* **WHAT IS EXPECTED**:
Write every line out verbatim and omit the pictures.

* **SOURCE MATERIAL**:
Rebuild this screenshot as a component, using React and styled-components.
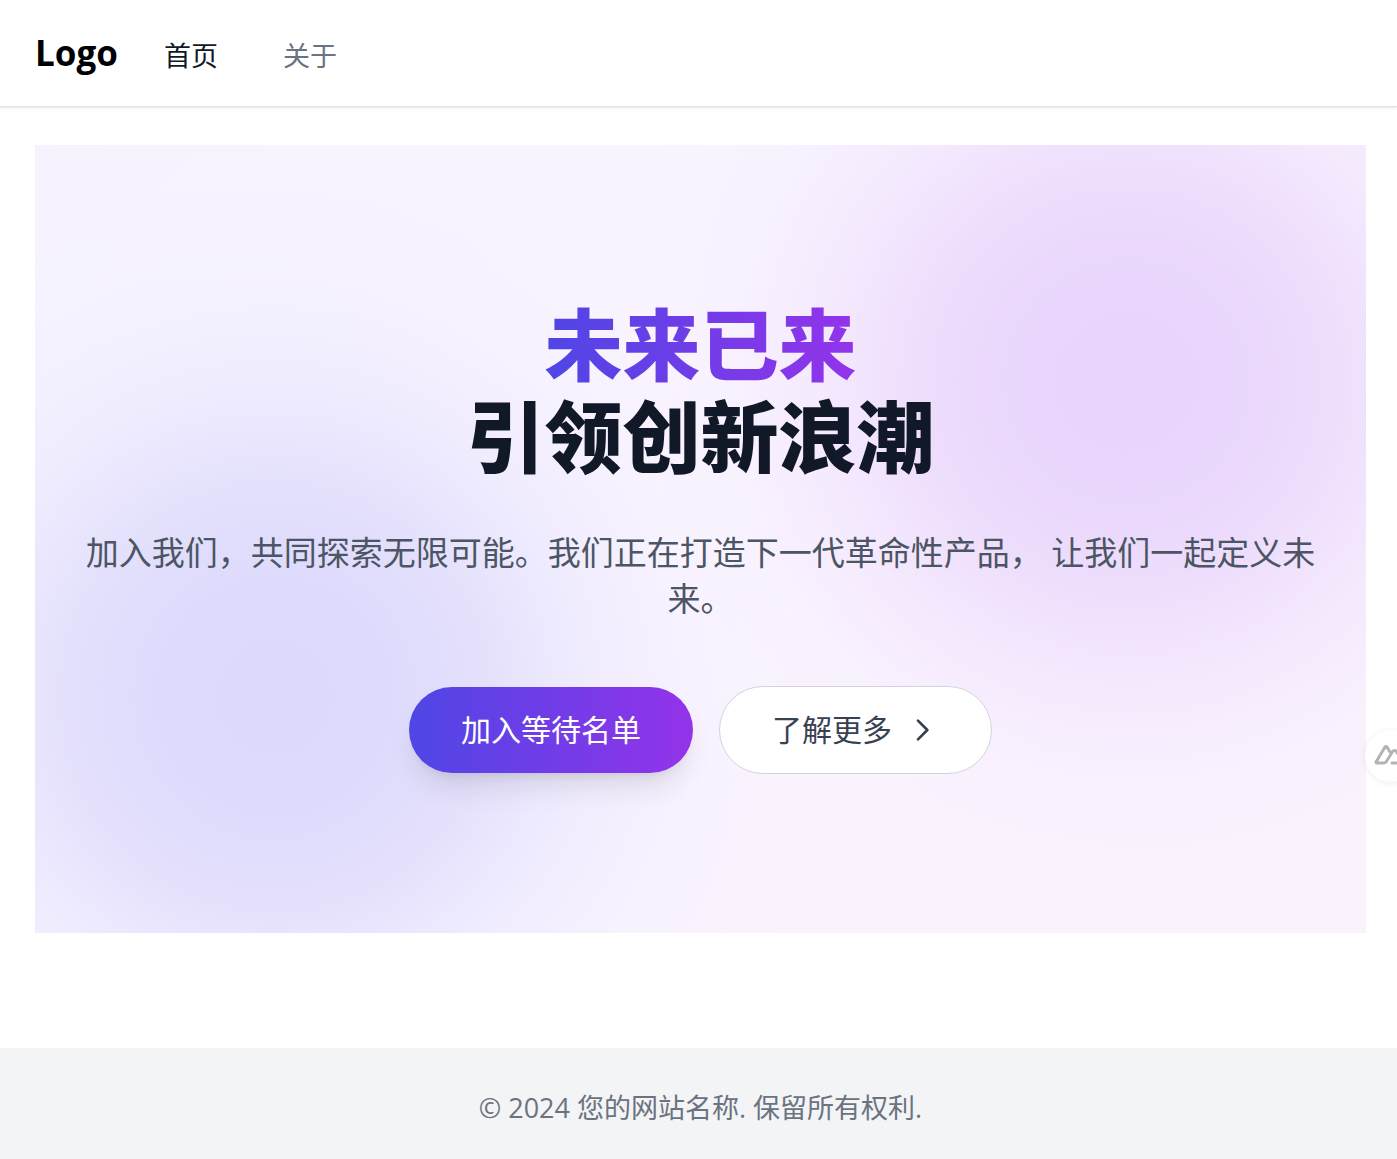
import React from 'react'
import styled, { createGlobalStyle } from 'styled-components'

const GlobalStyle = createGlobalStyle`
  * {
    box-sizing: border-box;
  }
  body {
    margin: 0;
    background: #fff;
    font-family: 'Open Sans', 'Noto Sans CJK SC', sans-serif;
  }
`
const Page = styled.div`
  display: flex;
  flex-direction: column;
  min-height: 100vh;
  overflow-x: hidden;
`
const Header = styled.header`
  display: flex;
  align-items: flex-end;
  gap: 46px;
  padding: 28px 35px;
  border-bottom: 1px solid #e2e3e5;
  box-shadow: 0 1px 2px rgba(0, 0, 0, 0.1);
`
const Logo = styled.a`
  color: #000;
  font-size: 35px;
  font-weight: 700;
  line-height: 50px;
  text-decoration: none;
`
const Nav = styled.nav`
  display: flex;
  gap: 65px;
`
const NavLink = styled.a`
  color: ${props => props.$active ? '#111827' : '#6b7280'};
  font-size: 27px;
  line-height: 44px;
  text-decoration: none;
`
const Main = styled.main`
  flex: 1;
  padding: 38px 31px 115px 35px;
`
const Hero = styled.section`
  display: flex;
  flex-direction: column;
  align-items: center;
  padding: 157px 35px 159px;
  text-align: center;
  background:
    radial-gradient(circle at 82% 30%, #e9d4fc 0, rgba(233, 213, 252, 0.94) 120px, rgba(234, 215, 252, 0.76) 210px, rgba(238, 222, 253, 0.45) 310px, rgba(241, 228, 254, 0.15) 400px, rgba(243, 232, 255, 0) 480px),
    radial-gradient(circle at 18% 70%, #dbd8fb 0, rgba(220, 217, 252, 0.94) 120px, rgba(222, 219, 252, 0.78) 210px, rgba(228, 226, 254, 0.45) 310px, rgba(234, 234, 255, 0.15) 420px, rgba(238, 242, 255, 0) 520px),
    linear-gradient(135deg, #f6f3ff 0%, #faf4ff 50%, #faf2fd 100%);
`
const Title = styled.h1`
  margin: 0;
  color: #111827;
  font-family: 'Liberation Sans', 'Noto Sans CJK SC', sans-serif;
  font-size: 78px;
  font-weight: 900;
  line-height: 92px;
`
const Highlight = styled.span`
  display: block;
  width: fit-content;
  margin: 0 auto;
  color: transparent;
  background: linear-gradient(to right, #4f46e5, #9333ea);
  background-clip: text;
`
const Lead = styled.p`
  margin: 44px 0 64px;
  color: #4b5563;
  font-size: 33px;
  line-height: 46px;
`
const Actions = styled.div`
  display: flex;
  flex-wrap: wrap;
  align-items: center;
  justify-content: center;
  gap: 26px;
`
const Button = styled.button`
  display: flex;
  align-items: center;
  gap: 14px;
  padding: 20px 52px;
  border: none;
  border-radius: 44px;
  color: #fff;
  font-family: inherit;
  font-size: 30px;
  line-height: 46px;
  background: linear-gradient(to right, #4f46e5, #9333ea);
  box-shadow: 0 19px 29px -6px rgba(0, 0, 0, 0.1), 0 8px 12px -8px rgba(0, 0, 0, 0.1);
  cursor: pointer;
`
const OutlineButton = styled(Button)`
  padding-right: 53px;
  border: 1px solid #d1d5db;
  color: #374151;
  background: #fff;
  box-shadow: none;
`
const Footer = styled.footer`
  padding: 40px 31px 31px 35px;
  color: #6b7280;
  font-size: 27px;
  line-height: 40px;
  text-align: center;
  background: #f3f4f6;
`
const FloatingButton = styled.button`
  position: fixed;
  top: 730px;
  right: -20px;
  display: flex;
  align-items: center;
  width: 52px;
  height: 52px;
  padding: 0 0 0 9px;
  border: none;
  border-radius: 50%;
  background: #fff;
  box-shadow: 0 1px 6px rgba(0, 0, 0, 0.08);
  cursor: pointer;
`

const ChevronIcon = () => (
  <svg width='32' height='32' viewBox='0 0 24 24' fill='none' stroke='currentColor' strokeWidth='2' strokeLinecap='round' strokeLinejoin='round' aria-hidden='true'>
    <path d='M9 5l7 7-7 7' />
  </svg>
)

const MountainIcon = () => (
  <svg width='34' height='24' viewBox='0 0 34 24' fill='none' stroke='#b3b3b3' strokeWidth='3' strokeLinejoin='round' strokeLinecap='round' aria-hidden='true'>
    <path d='M16 8l-3-5q-1-1-2 0L2 18q0 1 1 1h7q1 0 2-1l7-11q2-1 3 0l7 11q0 1-1 1H18' />
  </svg>
)

const App = () => {
  return (
    <>
      <GlobalStyle />
      <Page>
        <Header>
          <Logo href='#'>Logo</Logo>
          <Nav>
            <NavLink href='#' $active>首页</NavLink>
            <NavLink href='#about'>关于</NavLink>
          </Nav>
        </Header>
        <Main>
          <Hero>
            <Title>
              <Highlight>未来已来</Highlight>
              引领创新浪潮
            </Title>
            <Lead>加入我们，共同探索无限可能。我们正在打造下一代革命性产品， 让我们一起定义未来。</Lead>
            <Actions>
              <Button type='button'>加入等待名单</Button>
              <OutlineButton type='button'>了解更多<ChevronIcon /></OutlineButton>
            </Actions>
          </Hero>
        </Main>
        <Footer>© 2024 您的网站名称. 保留所有权利.</Footer>
      </Page>
      <FloatingButton type='button' aria-label='Nuxt'><MountainIcon /></FloatingButton>
    </>
  )
}

export default App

* **EXPECTED ANSWER**:
Rebuild this screenshot as a component, using React and styled-components.
import React from 'react'
import styled, { createGlobalStyle } from 'styled-components'

const GlobalStyle = createGlobalStyle`
  * {
    box-sizing: border-box;
  }
  body {
    margin: 0;
    background: #fff;
    font-family: 'Open Sans', 'Noto Sans CJK SC', sans-serif;
  }
`
const Page = styled.div`
  display: flex;
  flex-direction: column;
  min-height: 100vh;
  overflow-x: hidden;
`
const Header = styled.header`
  display: flex;
  align-items: flex-end;
  gap: 46px;
  padding: 28px 35px;
  border-bottom: 1px solid #e2e3e5;
  box-shadow: 0 1px 2px rgba(0, 0, 0, 0.1);
`
const Logo = styled.a`
  color: #000;
  font-size: 35px;
  font-weight: 700;
  line-height: 50px;
  text-decoration: none;
`
const Nav = styled.nav`
  display: flex;
  gap: 65px;
`
const NavLink = styled.a`
  color: ${props => props.$active ? '#111827' : '#6b7280'};
  font-size: 27px;
  line-height: 44px;
  text-decoration: none;
`
const Main = styled.main`
  flex: 1;
  padding: 38px 31px 115px 35px;
`
const Hero = styled.section`
  display: flex;
  flex-direction: column;
  align-items: center;
  padding: 157px 35px 159px;
  text-align: center;
  background:
    radial-gradient(circle at 82% 30%, #e9d4fc 0, rgba(233, 213, 252, 0.94) 120px, rgba(234, 215, 252, 0.76) 210px, rgba(238, 222, 253, 0.45) 310px, rgba(241, 228, 254, 0.15) 400px, rgba(243, 232, 255, 0) 480px),
    radial-gradient(circle at 18% 70%, #dbd8fb 0, rgba(220, 217, 252, 0.94) 120px, rgba(222, 219, 252, 0.78) 210px, rgba(228, 226, 254, 0.45) 310px, rgba(234, 234, 255, 0.15) 420px, rgba(238, 242, 255, 0) 520px),
    linear-gradient(135deg, #f6f3ff 0%, #faf4ff 50%, #faf2fd 100%);
`
const Title = styled.h1`
  margin: 0;
  color: #111827;
  font-family: 'Liberation Sans', 'Noto Sans CJK SC', sans-serif;
  font-size: 78px;
  font-weight: 900;
  line-height: 92px;
`
const Highlight = styled.span`
  display: block;
  width: fit-content;
  margin: 0 auto;
  color: transparent;
  background: linear-gradient(to right, #4f46e5, #9333ea);
  background-clip: text;
`
const Lead = styled.p`
  margin: 44px 0 64px;
  color: #4b5563;
  font-size: 33px;
  line-height: 46px;
`
const Actions = styled.div`
  display: flex;
  flex-wrap: wrap;
  align-items: center;
  justify-content: center;
  gap: 26px;
`
const Button = styled.button`
  display: flex;
  align-items: center;
  gap: 14px;
  padding: 20px 52px;
  border: none;
  border-radius: 44px;
  color: #fff;
  font-family: inherit;
  font-size: 30px;
  line-height: 46px;
  background: linear-gradient(to right, #4f46e5, #9333ea);
  box-shadow: 0 19px 29px -6px rgba(0, 0, 0, 0.1), 0 8px 12px -8px rgba(0, 0, 0, 0.1);
  cursor: pointer;
`
const OutlineButton = styled(Button)`
  padding-right: 53px;
  border: 1px solid #d1d5db;
  color: #374151;
  background: #fff;
  box-shadow: none;
`
const Footer = styled.footer`
  padding: 40px 31px 31px 35px;
  color: #6b7280;
  font-size: 27px;
  line-height: 40px;
  text-align: center;
  background: #f3f4f6;
`
const FloatingButton = styled.button`
  position: fixed;
  top: 730px;
  right: -20px;
  display: flex;
  align-items: center;
  width: 52px;
  height: 52px;
  padding: 0 0 0 9px;
  border: none;
  border-radius: 50%;
  background: #fff;
  box-shadow: 0 1px 6px rgba(0, 0, 0, 0.08);
  cursor: pointer;
`

const ChevronIcon = () => (
  <svg width='32' height='32' viewBox='0 0 24 24' fill='none' stroke='currentColor' strokeWidth='2' strokeLinecap='round' strokeLinejoin='round' aria-hidden='true'>
    <path d='M9 5l7 7-7 7' />
  </svg>
)

const MountainIcon = () => (
  <svg width='34' height='24' viewBox='0 0 34 24' fill='none' stroke='#b3b3b3' strokeWidth='3' strokeLinejoin='round' strokeLinecap='round' aria-hidden='true'>
    <path d='M16 8l-3-5q-1-1-2 0L2 18q0 1 1 1h7q1 0 2-1l7-11q2-1 3 0l7 11q0 1-1 1H18' />
  </svg>
)

const App = () => {
  return (
    <>
      <GlobalStyle />
      <Page>
        <Header>
          <Logo href='#'>Logo</Logo>
          <Nav>
            <NavLink href='#' $active>首页</NavLink>
            <NavLink href='#about'>关于</NavLink>
          </Nav>
        </Header>
        <Main>
          <Hero>
            <Title>
              <Highlight>未来已来</Highlight>
              引领创新浪潮
            </Title>
            <Lead>加入我们，共同探索无限可能。我们正在打造下一代革命性产品， 让我们一起定义未来。</Lead>
            <Actions>
              <Button type='button'>加入等待名单</Button>
              <OutlineButton type='button'>了解更多<ChevronIcon /></OutlineButton>
            </Actions>
          </Hero>
        </Main>
        <Footer>© 2024 您的网站名称. 保留所有权利.</Footer>
      </Page>
      <FloatingButton type='button' aria-label='Nuxt'><MountainIcon /></FloatingButton>
    </>
  )
}

export default App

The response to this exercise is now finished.